Building a successful community requires a serious time investment. But it shouldn't all come from from the main organizer. To get things started, you'll need 10-20 hours pre-launch and 1-2 hours per week on ongoing basis. When your community is build around an inspiration goal, you can recruit a volunteer team of moderators contributing an additional total of 10-20 hours per week.

Launch

To get started, an organizer needs early promoters, early core, and the initial invitation list.

Early promoters can be recruited as an advisory council of people influencial among the target members of the upcoming community. Ideally, the total social media following of early promoters should be at least 100k-1M followers.

Early core are the founding members of the community who will be instrumental in setting the tone, inventing first rules, and welcoming the first onboarding wave. We recommend to create a "Team" chat and invite all early core members manually to it. A good size for early core is 20-50 people.

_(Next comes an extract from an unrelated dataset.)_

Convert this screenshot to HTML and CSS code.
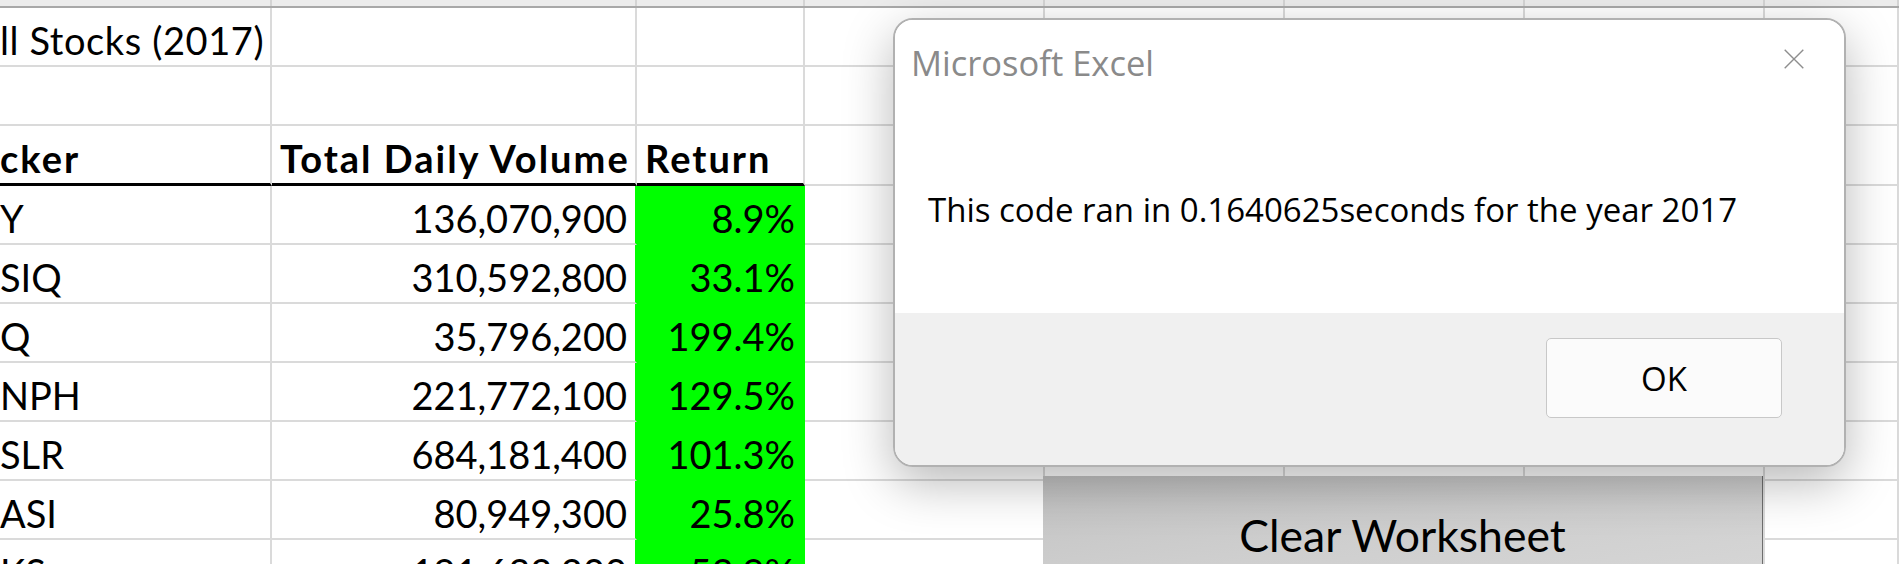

The initial invitation list can come from previous activities of the organizer, e.g. their newsletter, alums of their educational programs, customer list, Linkedin connections, etc. A good size for initial invitation list is 1000+ people, although smaller lists sometimes work too.

On launch day, the organizer publishes a series of social media announcements (Twitter, LinkedIn, Instagram, etc.), sends direct invitations to the initial list, and asks early promoters for retweets and reposts. A good result is 100-200 members joining on the first day and 500-1000 total over the course of the first two weeks.

Onboarding

To create the best newcomer experience, we recommend to onboard new members in waves, sending invites to 100-1000 people at a time. Later, you can onboard each member in real time.

When invited, a new member should receive an invitation link and a link to member guide, i.e. an online doc with community benefits, rules, and the first day checklist.

We recommend to automatically subscribe all new members to a small number (typically 3-7) of default groups. The common default groups are: intros, random_chat, announcements, feedback, and ask_community.

The most important actions for new members should be to write a self-intro message in the designated group and to complete their **profile** (e.g. using the text from their intro post).

A direct welcome message from one of community admins can be sent automatically. Alternatively, a bot message can be configured. Early core members can be instructed to like and comment intro posts of newcomers to create immediate feeling of belonging.